With the box office success of “Smile,” “The Black Phone” and his “Barbarian” this year, writer-director Zach Cregger says it’s clear that “original horror is working right now.”
Though the genre has long relied on franchises like “Halloween,” “Saw” and “The Conjuring,” Cregger says younger filmmakers are finding scary features “creatively fertile territory” for exploring unexpectedly complex themes.
Cregger’s solo directorial debut was lauded as a late-summer sleeper hit, making more than $42 million worldwide on a modest production budget of $4.5 million.
Now available on streaming, it tells the story of a young woman (Georgina Campbell) who finds her Airbnb-rented house in a half-ruined section of Detroit weirdly occupied by a stranger (Bill Skarsgård). It goes on to subvert a number of horror conventions, and found audiences outside the traditional genre fans.

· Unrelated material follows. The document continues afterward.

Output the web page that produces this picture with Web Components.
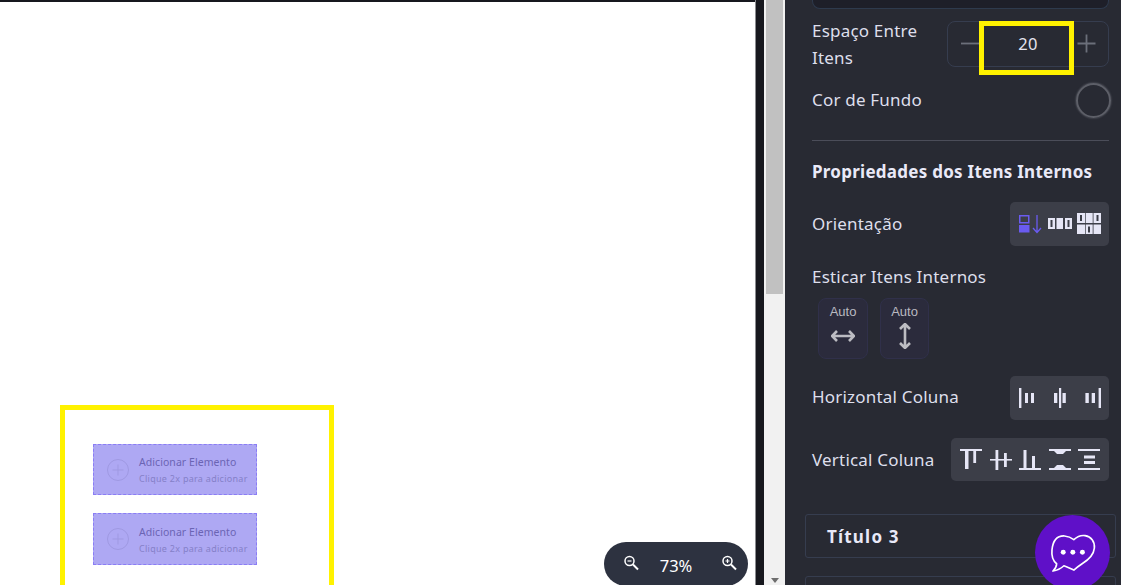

“Adults that are craving new and groundbreaking stuff, there’s not a lot of places to go,” Cregger said. “Studios are only putting money into big IP superhero stuff, which for me as a 40-year-old man, I’m not really like drawn to that.”
He struggled to find a studio to back his film. Cregger said he looked up the production companies associated with every horror movie that has been made in the past 15 years, then sent his script to all of them. None agreed to fund the project.